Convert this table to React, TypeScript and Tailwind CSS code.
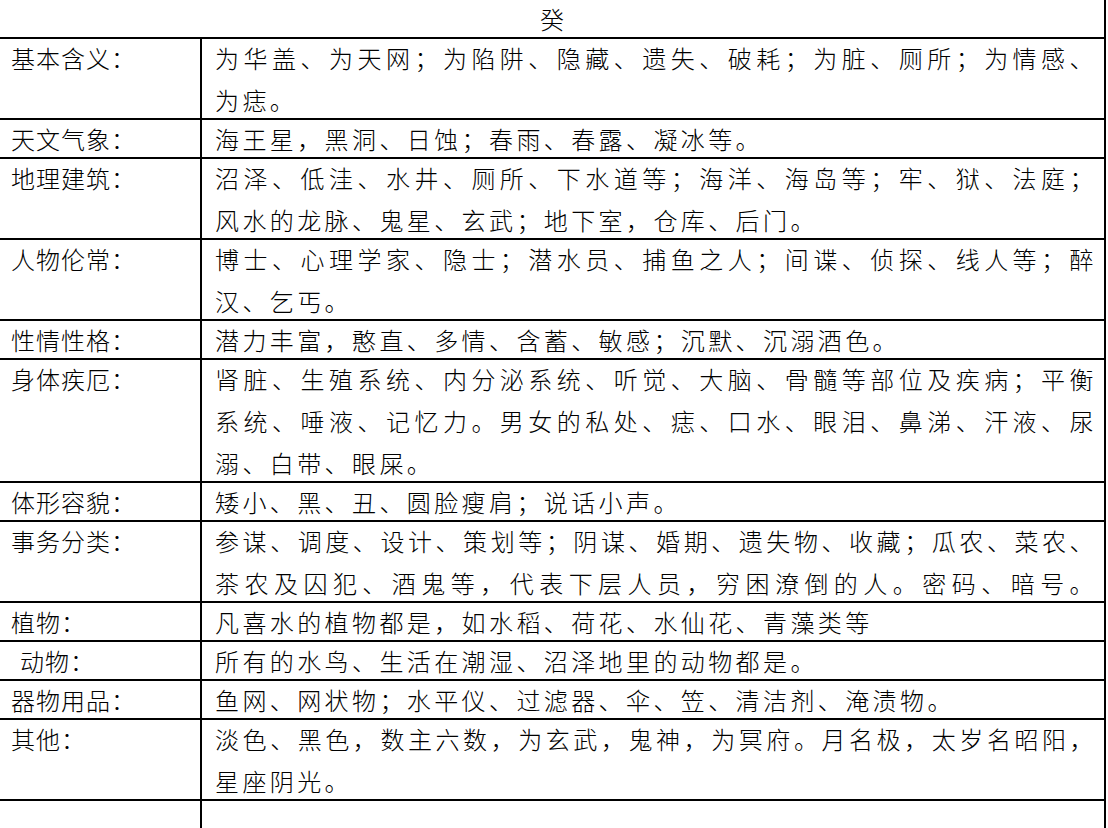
import React from "react";

type Row = { label: string; lines: string[]; indent?: boolean };

const rows: Row[] = [
  { label: "基本含义：", lines: ["为华盖、为天网；为陷阱、隐藏、遗失、破耗；为脏、厕所；为情感、", "为痣。"] },
  { label: "天文气象：", lines: ["海王星，黑洞、日蚀；春雨、春露、凝冰等。"] },
  { label: "地理建筑：", lines: ["沼泽、低洼、水井、厕所、下水道等；海洋、海岛等；牢、狱、法庭；", "风水的龙脉、鬼星、玄武；地下室，仓库、后门。"] },
  { label: "人物伦常：", lines: ["博士、心理学家、隐士；潜水员、捕鱼之人；间谍、侦探、线人等；醉", "汉、乞丐。"] },
  { label: "性情性格：", lines: ["潜力丰富，憨直、多情、含蓄、敏感；沉默、沉溺酒色。"] },
  { label: "身体疾厄：", lines: ["肾脏、生殖系统、内分泌系统、听觉、大脑、骨髓等部位及疾病；平衡", "系统、唾液、记忆力。男女的私处、痣、口水、眼泪、鼻涕、汗液、尿", "溺、白带、眼屎。"] },
  { label: "体形容貌：", lines: ["矮小、黑、丑、圆脸瘦肩；说话小声。"] },
  { label: "事务分类：", lines: ["参谋、调度、设计、策划等；阴谋、婚期、遗失物、收藏；瓜农、菜农、", "茶农及囚犯、酒鬼等，代表下层人员，穷困潦倒的人。密码、暗号。"] },
  { label: "植物：", lines: ["凡喜水的植物都是，如水稻、荷花、水仙花、青藻类等"] },
  { label: "动物：", lines: ["所有的水鸟、生活在潮湿、沼泽地里的动物都是。"], indent: true },
  { label: "器物用品：", lines: ["鱼网、网状物；水平仪、过滤器、伞、笠、清洁剂、淹渍物。"] },
  { label: "其他：", lines: ["淡色、黑色，数主六数，为玄武，鬼神，为冥府。月名极，太岁名昭阳，", "星座阴光。"] },
];

const justifyAll = new Set<string>(["茶农及囚犯、酒鬼等，代表下层人员，穷困潦倒的人。密码、暗号。"]);

export default function App() {
  return (
    <div className="w-[1108px] h-[828px] overflow-hidden bg-white text-black font-['Noto_Sans_CJK_SC',sans-serif] font-light text-[24px]">
      <div className="w-[1106px] border-r-2 border-black">
        <div className="h-[37px] flex items-center justify-center leading-[37px]">癸</div>
        {rows.map((r, i) => (
          <div key={i} className="grid grid-cols-[202px_1fr] border-t-2 border-black">
            <div className={`border-r-2 border-black -my-[2.5px] leading-[42px] tracking-[1px] whitespace-nowrap ${r.indent ? "pl-[20px]" : "pl-[11px]"}`}>
              {r.label}
            </div>
            <div className="-my-[2.5px] pl-[13px] pr-[7px] leading-[42px] tracking-[3.4px]">
              {r.lines.map((l, j) => {
                const justify = j < r.lines.length - 1 || justifyAll.has(l);
                return (
                  <div
                    key={j}
                    className={justify ? "whitespace-nowrap text-justify [text-align-last:justify]" : "whitespace-nowrap"}
                  >
                    {l}
                  </div>
                );
              })}
            </div>
          </div>
        ))}
        <div className="grid grid-cols-[202px_1fr] border-t-2 border-black h-[40px]">
          <div className="border-r-2 border-black" />
          <div />
        </div>
      </div>
    </div>
  );
}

Exercise prompt: Look at the listing and set down only the lines from its start through the line with "string; lines: string[];", word for word and without pictures.

Result of the exercise:
Convert this table to React, TypeScript and Tailwind CSS code.
import React from "react";

type Row = { label: string; lines: string[]; indent?: boolean };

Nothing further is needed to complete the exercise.